If the representation of these things in a play ended the life of so great a man so tragically; oh, think with yourself, Reader, what will the effects of the Lord's real appearance in the clouds of heaven, and the mourning and wailing of the tribes of the earth in that day be? Think, I say, and think again, and again, what the dismal effects of such a sight and sound will be upon all that neglect serious preparation themselves, and scoff at them that do prepare to meet the Lord.

The design of this manual is to bring every man's gold to the touchstone and fire, that is, every man's grace to the trial of the word, that thereby we may know what we are, what we have, and what we must expect and trust to at the Lord's coming. I claim no gift of discerning spirits. Such an extraordinary gift there once was in the church, and very necessary for those times (wherein Satan was so busy, and the canon of Scripture not completed) which the Apostle calls the gift of discerning spirits (1 Corinthians 12:10); and some are of opinion that by virtue of this gift, Peter discerned the hypocrisy of Ananias and Sapphira, but whatever that gift was, it has utterly ceased now; no man can claim it, but the ordinary aids and assistances of the Spirit are with us still, and the living oracles are among us still, to them we may freely go for resolution of all doubts, and decision of perplexed cases: and thus we may discern our own spirits, though we lack the extraordinary gift of discerning other men's spirits.

I have little to say of this treatise in your hands, more than that it is well aimed, and well designed, however it be managed: the ear tries words, as the mouth tastes meat; these things will relish according to the palates it meets with.

It is not the pleasing, but profiting of men that I have labored for herein.
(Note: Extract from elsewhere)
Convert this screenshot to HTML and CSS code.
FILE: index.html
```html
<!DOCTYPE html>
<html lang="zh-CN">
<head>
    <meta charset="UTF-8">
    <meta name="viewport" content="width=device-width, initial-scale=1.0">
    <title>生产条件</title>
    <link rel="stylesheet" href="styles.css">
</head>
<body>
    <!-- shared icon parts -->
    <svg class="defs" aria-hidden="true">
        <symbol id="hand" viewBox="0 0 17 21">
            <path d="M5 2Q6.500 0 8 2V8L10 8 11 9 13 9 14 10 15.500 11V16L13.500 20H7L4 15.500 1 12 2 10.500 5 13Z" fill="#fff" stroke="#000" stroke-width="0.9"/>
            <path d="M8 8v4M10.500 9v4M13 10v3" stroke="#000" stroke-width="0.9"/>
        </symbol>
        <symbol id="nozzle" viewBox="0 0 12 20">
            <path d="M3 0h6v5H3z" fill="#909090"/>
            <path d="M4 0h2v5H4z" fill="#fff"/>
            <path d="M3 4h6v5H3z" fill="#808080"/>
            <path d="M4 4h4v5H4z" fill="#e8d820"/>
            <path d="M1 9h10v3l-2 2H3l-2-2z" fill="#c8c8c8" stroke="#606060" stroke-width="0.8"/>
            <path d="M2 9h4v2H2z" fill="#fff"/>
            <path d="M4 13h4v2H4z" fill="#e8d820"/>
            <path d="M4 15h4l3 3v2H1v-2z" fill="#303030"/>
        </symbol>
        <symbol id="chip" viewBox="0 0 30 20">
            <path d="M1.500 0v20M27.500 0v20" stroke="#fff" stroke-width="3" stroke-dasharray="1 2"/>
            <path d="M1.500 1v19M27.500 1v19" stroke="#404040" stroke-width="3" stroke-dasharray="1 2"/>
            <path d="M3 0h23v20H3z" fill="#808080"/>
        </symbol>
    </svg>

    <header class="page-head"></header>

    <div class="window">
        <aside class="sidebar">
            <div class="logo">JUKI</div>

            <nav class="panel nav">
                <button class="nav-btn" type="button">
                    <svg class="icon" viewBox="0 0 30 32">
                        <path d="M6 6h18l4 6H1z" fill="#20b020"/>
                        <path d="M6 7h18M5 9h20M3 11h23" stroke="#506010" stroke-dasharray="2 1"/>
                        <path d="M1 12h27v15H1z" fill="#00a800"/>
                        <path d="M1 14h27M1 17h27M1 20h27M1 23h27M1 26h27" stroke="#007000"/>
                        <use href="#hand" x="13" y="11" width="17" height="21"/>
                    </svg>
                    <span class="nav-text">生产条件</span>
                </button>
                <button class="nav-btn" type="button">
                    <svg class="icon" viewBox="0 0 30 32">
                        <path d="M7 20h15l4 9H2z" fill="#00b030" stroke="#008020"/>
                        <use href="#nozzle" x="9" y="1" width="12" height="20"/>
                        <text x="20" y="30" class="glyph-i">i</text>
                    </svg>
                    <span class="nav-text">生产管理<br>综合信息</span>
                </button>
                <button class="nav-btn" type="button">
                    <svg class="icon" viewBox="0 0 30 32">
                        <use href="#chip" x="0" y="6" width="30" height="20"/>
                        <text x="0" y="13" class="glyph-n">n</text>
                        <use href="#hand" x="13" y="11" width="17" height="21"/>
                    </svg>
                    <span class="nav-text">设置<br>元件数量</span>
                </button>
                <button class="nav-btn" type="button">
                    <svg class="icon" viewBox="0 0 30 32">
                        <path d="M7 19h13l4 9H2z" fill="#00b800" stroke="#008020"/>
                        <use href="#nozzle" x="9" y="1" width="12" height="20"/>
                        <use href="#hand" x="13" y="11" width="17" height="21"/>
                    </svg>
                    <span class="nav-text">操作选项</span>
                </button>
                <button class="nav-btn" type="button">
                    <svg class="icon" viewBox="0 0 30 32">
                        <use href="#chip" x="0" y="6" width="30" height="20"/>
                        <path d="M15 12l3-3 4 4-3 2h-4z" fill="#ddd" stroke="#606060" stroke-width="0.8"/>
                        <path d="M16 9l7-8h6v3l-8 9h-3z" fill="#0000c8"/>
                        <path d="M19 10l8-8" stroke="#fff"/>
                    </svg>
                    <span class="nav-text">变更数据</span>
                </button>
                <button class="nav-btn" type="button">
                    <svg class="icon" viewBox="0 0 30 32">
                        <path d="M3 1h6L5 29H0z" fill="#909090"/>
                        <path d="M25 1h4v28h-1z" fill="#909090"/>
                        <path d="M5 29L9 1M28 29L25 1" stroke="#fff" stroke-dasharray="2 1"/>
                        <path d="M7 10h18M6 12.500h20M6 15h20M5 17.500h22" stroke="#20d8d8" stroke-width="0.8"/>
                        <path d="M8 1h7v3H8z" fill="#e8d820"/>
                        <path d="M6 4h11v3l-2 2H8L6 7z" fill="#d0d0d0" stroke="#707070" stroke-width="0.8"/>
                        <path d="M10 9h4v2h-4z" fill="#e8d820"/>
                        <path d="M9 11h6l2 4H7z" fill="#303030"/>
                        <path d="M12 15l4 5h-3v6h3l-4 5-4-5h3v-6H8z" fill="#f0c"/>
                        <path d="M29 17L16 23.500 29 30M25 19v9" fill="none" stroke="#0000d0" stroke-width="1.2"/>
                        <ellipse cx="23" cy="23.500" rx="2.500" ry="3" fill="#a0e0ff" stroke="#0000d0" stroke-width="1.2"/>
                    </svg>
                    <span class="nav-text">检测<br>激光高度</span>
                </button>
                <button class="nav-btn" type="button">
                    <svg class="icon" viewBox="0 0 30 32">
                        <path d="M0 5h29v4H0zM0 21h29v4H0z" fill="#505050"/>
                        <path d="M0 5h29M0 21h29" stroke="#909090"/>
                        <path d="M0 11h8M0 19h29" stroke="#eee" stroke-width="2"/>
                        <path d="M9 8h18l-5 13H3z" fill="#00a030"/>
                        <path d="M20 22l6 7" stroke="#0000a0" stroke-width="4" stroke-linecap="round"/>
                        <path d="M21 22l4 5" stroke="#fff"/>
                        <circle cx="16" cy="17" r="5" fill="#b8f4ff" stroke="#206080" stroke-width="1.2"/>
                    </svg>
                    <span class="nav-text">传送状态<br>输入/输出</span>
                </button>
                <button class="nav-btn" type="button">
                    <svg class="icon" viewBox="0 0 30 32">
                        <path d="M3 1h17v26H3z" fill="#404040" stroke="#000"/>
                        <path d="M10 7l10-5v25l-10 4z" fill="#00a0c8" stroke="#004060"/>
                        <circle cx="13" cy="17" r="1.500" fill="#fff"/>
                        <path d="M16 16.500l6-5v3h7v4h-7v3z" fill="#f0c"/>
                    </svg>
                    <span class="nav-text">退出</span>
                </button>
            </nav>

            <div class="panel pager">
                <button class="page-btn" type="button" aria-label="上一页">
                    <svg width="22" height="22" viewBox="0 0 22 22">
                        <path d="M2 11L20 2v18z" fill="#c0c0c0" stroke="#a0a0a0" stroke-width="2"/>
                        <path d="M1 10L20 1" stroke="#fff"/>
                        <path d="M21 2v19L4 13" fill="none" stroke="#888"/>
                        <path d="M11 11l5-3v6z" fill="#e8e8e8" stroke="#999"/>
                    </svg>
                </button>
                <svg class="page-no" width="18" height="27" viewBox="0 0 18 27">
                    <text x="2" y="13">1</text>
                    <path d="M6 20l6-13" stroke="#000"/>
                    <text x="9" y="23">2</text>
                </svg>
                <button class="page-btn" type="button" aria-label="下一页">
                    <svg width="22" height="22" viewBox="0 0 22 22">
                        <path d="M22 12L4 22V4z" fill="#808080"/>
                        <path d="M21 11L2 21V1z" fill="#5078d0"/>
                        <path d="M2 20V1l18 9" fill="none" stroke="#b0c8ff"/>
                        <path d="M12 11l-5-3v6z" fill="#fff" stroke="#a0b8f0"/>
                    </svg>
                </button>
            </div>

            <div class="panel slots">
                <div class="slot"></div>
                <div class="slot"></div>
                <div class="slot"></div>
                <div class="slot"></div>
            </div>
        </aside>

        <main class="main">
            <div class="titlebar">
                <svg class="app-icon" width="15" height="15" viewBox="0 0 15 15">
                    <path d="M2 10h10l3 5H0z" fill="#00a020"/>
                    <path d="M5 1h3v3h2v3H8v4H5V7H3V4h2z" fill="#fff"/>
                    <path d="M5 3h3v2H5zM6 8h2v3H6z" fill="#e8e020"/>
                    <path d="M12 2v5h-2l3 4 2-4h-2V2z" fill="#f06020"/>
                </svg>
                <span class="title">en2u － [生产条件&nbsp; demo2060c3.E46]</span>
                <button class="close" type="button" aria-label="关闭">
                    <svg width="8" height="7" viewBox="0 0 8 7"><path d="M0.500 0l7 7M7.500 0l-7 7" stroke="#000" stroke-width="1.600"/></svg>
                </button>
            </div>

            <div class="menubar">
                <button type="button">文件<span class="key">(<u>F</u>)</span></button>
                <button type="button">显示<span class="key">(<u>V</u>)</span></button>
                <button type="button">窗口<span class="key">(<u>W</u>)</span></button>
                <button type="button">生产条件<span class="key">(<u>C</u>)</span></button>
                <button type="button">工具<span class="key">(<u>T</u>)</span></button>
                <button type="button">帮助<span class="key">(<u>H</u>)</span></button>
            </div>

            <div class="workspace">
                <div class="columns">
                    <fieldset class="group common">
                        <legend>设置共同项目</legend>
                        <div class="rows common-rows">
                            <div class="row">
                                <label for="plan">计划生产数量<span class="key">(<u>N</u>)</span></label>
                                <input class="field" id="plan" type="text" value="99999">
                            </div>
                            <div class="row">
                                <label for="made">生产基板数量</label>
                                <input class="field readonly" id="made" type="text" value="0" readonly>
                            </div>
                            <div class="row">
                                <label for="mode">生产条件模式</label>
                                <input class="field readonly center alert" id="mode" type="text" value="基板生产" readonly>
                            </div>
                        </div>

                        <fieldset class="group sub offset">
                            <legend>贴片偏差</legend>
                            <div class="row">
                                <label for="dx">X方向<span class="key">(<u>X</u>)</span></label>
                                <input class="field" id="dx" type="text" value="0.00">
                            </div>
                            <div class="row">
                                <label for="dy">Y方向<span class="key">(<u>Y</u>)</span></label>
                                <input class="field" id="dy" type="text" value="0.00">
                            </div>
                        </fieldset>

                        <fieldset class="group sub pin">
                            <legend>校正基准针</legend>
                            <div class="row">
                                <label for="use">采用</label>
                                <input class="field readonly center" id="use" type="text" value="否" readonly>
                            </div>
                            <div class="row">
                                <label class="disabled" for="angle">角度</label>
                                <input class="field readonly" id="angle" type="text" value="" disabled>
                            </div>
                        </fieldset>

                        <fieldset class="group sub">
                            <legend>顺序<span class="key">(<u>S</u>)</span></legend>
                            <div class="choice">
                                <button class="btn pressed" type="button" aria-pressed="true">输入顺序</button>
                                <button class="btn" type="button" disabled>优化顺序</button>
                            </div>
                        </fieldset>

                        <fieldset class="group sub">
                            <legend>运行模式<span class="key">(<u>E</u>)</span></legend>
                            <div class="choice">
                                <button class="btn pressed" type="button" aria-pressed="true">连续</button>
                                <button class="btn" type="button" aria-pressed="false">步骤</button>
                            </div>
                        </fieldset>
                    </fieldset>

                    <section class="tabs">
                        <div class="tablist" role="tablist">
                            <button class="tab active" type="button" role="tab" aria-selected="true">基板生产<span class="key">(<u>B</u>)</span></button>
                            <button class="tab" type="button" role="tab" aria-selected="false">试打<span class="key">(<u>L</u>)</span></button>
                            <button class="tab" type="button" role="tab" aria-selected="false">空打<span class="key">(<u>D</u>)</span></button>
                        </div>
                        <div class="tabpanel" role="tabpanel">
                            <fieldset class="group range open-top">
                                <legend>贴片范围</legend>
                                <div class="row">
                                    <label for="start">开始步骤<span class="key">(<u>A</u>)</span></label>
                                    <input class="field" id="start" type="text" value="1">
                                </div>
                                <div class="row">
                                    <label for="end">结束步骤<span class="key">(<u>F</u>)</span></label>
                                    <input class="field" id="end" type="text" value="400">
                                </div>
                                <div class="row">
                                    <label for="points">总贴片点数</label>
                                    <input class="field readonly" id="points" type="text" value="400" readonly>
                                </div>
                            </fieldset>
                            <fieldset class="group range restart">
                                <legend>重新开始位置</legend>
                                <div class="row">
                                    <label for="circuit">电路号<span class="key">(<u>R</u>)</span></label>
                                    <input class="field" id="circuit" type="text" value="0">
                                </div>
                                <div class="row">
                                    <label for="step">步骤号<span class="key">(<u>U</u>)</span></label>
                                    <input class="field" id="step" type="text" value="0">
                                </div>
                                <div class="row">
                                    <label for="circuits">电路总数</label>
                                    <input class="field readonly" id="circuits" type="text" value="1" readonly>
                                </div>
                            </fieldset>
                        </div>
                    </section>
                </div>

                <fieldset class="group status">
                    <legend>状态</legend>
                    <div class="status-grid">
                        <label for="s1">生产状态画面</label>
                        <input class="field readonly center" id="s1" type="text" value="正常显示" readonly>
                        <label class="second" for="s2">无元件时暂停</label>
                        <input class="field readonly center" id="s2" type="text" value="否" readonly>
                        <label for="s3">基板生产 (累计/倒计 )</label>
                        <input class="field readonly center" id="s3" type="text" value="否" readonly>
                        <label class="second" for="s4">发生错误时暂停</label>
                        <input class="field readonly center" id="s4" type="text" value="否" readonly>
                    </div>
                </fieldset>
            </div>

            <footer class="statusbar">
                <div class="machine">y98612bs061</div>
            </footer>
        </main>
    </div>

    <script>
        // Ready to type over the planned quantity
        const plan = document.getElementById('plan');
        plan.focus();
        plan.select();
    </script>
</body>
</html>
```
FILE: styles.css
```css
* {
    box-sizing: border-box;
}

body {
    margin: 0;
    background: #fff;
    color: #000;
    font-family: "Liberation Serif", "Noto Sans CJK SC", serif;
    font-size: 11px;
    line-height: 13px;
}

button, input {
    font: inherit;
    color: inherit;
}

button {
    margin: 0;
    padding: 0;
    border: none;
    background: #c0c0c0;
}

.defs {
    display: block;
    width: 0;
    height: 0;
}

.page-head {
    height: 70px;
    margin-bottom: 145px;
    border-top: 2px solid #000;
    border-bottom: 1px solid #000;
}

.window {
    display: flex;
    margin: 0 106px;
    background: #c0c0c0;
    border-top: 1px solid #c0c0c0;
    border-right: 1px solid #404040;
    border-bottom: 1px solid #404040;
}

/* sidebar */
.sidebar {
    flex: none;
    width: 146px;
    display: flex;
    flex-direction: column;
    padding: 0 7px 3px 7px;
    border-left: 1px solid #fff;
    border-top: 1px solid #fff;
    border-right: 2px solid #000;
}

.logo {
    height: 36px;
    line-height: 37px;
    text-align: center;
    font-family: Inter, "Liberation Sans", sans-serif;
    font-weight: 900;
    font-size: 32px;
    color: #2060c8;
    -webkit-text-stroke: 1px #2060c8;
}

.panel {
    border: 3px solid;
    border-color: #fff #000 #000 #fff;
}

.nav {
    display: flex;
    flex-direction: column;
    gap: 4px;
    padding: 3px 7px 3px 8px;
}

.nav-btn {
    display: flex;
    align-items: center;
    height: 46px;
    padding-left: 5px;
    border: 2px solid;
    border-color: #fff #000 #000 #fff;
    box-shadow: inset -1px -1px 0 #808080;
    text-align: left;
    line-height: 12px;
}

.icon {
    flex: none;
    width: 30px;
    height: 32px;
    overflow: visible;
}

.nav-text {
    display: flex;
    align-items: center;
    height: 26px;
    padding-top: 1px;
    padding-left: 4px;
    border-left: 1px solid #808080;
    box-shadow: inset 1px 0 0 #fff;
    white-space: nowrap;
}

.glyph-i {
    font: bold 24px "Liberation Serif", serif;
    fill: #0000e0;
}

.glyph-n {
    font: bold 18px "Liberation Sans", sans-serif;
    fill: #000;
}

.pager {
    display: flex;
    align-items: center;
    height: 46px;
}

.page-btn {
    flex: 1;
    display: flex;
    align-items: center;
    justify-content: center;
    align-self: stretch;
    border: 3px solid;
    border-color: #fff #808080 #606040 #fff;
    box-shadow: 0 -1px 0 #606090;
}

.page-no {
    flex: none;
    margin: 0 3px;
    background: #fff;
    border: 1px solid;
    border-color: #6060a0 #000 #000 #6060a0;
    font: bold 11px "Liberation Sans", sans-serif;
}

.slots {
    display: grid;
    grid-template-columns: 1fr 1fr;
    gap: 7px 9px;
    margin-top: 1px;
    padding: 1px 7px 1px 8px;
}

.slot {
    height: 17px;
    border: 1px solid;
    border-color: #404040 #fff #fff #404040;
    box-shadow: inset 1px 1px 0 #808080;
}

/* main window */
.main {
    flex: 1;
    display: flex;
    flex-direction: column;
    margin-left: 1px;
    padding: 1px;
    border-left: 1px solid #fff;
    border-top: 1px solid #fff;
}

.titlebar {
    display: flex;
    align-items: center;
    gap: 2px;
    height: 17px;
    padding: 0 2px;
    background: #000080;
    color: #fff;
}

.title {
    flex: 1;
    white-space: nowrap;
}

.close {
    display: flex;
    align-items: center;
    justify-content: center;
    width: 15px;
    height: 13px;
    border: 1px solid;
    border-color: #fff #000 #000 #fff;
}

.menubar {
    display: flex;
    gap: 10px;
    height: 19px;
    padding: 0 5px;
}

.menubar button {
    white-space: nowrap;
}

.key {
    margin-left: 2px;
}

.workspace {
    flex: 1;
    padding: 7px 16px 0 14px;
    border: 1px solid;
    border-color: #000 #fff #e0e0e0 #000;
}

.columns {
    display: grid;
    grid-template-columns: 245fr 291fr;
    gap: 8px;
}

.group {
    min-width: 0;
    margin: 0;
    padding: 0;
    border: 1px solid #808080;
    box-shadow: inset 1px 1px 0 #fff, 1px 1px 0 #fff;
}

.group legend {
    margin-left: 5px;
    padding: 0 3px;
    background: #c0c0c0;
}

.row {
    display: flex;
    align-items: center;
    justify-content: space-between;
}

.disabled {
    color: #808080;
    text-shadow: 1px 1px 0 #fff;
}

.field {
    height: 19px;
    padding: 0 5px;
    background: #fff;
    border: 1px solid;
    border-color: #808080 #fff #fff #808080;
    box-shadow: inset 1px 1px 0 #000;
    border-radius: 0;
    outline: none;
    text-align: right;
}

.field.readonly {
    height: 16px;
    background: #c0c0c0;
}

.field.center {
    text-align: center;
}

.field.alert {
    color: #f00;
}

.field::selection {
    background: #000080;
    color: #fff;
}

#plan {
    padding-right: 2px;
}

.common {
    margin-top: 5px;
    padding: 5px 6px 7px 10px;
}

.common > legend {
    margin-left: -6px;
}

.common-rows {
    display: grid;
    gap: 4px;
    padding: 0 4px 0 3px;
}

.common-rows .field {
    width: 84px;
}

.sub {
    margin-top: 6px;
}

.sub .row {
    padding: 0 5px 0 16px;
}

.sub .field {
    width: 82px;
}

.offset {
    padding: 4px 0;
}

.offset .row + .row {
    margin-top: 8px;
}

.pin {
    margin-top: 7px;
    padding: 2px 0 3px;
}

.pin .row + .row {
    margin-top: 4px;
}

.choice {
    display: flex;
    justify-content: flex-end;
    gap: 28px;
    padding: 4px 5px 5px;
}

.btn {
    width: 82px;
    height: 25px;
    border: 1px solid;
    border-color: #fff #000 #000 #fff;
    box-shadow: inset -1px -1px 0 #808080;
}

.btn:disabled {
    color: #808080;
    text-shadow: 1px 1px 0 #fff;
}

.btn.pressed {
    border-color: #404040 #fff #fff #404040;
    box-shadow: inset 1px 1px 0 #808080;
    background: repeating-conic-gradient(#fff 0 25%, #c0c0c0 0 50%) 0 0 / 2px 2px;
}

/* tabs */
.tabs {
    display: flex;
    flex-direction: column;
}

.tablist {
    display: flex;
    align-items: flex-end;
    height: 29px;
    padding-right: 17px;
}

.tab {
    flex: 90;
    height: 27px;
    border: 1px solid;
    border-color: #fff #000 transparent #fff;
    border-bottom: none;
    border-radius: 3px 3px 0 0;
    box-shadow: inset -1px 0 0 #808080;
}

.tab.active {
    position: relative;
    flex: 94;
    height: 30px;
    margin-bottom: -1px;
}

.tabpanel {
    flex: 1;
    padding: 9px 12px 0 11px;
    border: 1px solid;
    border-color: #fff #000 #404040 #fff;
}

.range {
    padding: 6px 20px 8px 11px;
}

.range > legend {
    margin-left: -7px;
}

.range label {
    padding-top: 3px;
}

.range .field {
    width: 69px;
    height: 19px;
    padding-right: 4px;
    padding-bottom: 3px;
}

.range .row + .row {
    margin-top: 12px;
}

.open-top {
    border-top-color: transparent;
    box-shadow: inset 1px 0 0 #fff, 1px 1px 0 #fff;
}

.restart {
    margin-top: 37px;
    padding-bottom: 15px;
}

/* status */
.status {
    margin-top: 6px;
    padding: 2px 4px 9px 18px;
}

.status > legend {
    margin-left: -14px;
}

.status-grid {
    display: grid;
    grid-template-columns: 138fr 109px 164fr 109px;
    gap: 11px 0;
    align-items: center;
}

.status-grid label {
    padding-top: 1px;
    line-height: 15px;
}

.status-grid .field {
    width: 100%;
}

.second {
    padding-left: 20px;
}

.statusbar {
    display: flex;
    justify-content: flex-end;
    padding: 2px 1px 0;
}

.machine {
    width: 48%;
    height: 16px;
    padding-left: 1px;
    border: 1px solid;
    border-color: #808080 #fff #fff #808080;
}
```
I know of nothing in it that is likely to wound the upright, or slightly heal the hypocrite, by crying peace, peace, when there is no peace. Scripture light has been my guide, and with that thread in my hand, I have followed the search of hypocrisy through the labyrinths of the heart. Some assistance I hope I have had also from experience; for Scripture and experience are such relatives, and the tie between them so discernible, as nothing in nature can be more so. What we feel in our hearts, we might have read in the Scriptures before ever we felt it.

That the blessing of God may go forth with it, and accompany it to your soul, Reader, is the heart's desire and prayer of

Your and the church's servant in Christ, John Flavel.